SET PROBLEM: Reading down the listing below, count the lines where the word "this" shows up, then give only that count.

>> BEGIN DATASET

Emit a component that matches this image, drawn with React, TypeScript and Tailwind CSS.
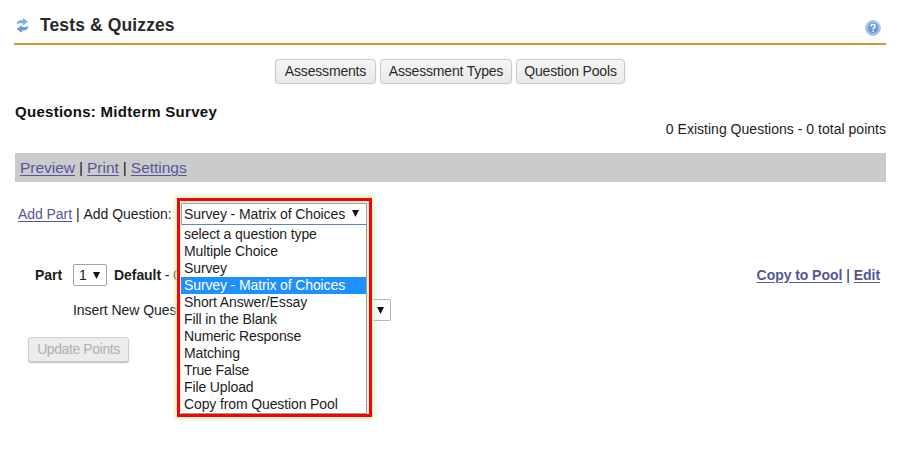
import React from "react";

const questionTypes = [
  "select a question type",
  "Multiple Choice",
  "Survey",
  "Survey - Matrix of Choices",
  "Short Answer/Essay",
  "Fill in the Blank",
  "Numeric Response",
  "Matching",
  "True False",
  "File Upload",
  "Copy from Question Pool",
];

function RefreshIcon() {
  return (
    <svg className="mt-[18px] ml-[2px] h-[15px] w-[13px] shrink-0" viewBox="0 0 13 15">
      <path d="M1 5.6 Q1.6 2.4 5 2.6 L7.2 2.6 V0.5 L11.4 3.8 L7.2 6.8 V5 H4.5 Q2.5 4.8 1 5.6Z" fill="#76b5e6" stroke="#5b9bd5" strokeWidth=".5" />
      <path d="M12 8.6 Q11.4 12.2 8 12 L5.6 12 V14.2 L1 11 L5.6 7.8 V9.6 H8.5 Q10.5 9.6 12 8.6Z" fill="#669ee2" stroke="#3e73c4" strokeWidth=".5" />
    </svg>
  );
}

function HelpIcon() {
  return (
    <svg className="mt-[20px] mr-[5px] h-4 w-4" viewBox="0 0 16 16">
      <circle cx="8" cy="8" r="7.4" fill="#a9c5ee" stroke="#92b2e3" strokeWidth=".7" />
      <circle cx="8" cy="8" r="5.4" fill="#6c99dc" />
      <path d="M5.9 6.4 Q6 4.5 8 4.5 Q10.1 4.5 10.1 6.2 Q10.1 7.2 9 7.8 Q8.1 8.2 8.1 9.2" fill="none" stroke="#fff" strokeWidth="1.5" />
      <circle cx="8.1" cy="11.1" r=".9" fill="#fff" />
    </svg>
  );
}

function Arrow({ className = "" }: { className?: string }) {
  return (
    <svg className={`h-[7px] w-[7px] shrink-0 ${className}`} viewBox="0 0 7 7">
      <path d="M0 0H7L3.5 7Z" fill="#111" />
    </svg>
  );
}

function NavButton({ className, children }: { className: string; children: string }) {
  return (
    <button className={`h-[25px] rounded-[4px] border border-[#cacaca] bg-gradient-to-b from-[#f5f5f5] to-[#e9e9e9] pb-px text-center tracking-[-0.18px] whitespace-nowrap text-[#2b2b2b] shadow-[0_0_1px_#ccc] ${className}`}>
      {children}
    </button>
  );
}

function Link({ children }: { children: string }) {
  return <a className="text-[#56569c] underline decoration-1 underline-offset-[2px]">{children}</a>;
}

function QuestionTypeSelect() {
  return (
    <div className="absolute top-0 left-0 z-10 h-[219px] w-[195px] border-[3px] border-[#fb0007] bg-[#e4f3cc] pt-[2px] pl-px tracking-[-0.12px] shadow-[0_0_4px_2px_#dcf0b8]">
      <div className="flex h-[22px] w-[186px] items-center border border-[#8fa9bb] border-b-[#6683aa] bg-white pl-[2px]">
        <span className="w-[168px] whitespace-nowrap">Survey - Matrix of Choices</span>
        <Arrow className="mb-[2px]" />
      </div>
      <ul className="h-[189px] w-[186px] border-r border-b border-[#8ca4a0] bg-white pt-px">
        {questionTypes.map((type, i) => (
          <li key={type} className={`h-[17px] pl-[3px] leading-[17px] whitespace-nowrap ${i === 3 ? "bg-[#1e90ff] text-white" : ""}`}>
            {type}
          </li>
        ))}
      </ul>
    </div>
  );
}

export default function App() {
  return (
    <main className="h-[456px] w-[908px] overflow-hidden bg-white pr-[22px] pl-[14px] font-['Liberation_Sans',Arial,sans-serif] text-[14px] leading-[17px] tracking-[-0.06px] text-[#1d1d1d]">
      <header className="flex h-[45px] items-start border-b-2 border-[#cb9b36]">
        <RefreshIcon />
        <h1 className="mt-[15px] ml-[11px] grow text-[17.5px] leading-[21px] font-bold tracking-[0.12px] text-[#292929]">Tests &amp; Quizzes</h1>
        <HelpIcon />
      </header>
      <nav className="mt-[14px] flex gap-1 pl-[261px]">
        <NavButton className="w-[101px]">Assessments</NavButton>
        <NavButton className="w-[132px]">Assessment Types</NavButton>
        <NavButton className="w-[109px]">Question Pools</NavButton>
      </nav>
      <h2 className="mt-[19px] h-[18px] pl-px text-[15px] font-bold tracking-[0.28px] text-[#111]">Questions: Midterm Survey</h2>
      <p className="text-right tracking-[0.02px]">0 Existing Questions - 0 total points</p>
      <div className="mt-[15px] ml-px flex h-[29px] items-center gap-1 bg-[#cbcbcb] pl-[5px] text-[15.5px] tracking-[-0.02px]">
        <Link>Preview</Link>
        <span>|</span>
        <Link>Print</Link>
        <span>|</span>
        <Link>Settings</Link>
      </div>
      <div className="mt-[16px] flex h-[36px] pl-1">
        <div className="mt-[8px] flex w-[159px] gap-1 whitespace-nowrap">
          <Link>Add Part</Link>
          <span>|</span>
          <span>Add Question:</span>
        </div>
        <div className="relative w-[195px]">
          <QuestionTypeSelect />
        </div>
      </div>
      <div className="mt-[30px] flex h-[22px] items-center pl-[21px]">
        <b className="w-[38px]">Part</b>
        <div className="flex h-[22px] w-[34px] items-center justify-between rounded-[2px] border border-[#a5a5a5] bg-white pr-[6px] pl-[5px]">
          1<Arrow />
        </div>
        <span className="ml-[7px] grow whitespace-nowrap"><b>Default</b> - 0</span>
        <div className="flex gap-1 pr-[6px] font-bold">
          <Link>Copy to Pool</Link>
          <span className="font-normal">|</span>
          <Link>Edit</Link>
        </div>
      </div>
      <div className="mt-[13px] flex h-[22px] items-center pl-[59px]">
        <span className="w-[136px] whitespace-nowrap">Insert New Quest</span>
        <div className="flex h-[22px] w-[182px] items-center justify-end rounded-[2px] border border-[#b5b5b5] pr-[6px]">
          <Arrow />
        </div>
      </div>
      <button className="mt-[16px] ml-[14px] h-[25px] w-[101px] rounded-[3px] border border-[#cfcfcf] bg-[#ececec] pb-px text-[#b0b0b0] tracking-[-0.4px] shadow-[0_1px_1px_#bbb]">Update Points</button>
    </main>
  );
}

>> END DATASET
>> BEGIN DATASET

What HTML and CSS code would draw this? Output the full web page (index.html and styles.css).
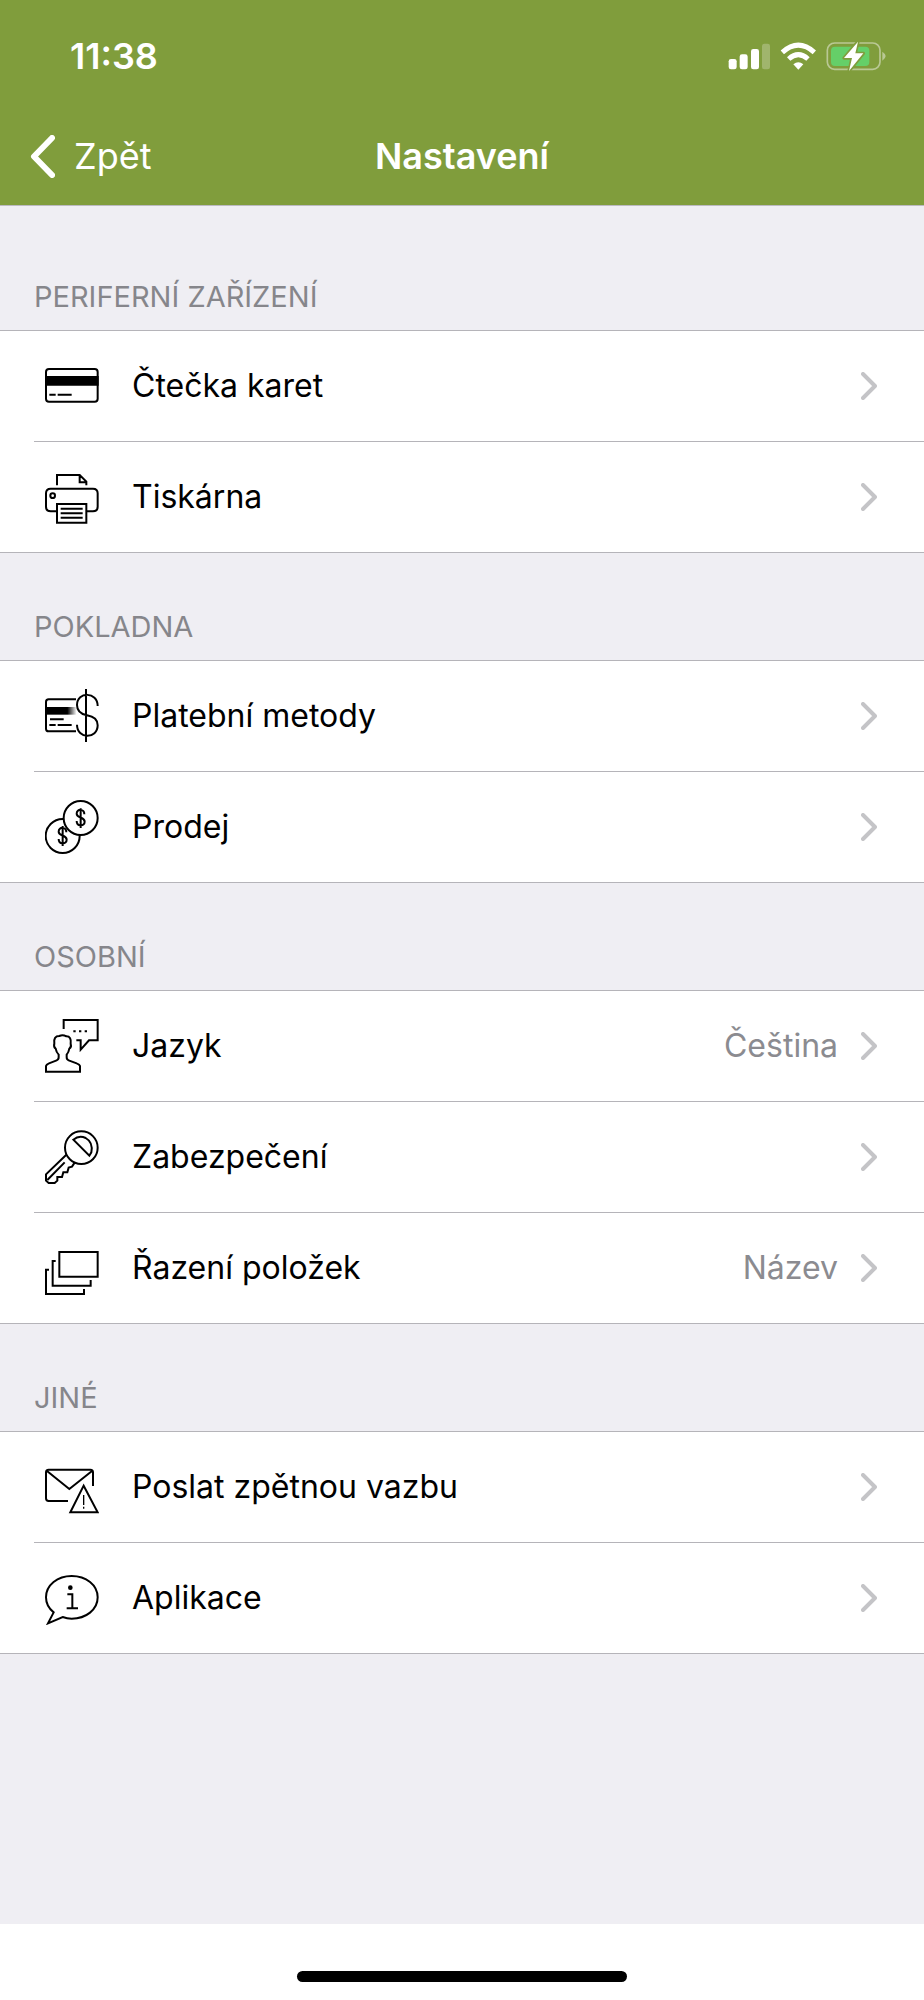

>> END DATASET

SOLUTION: 2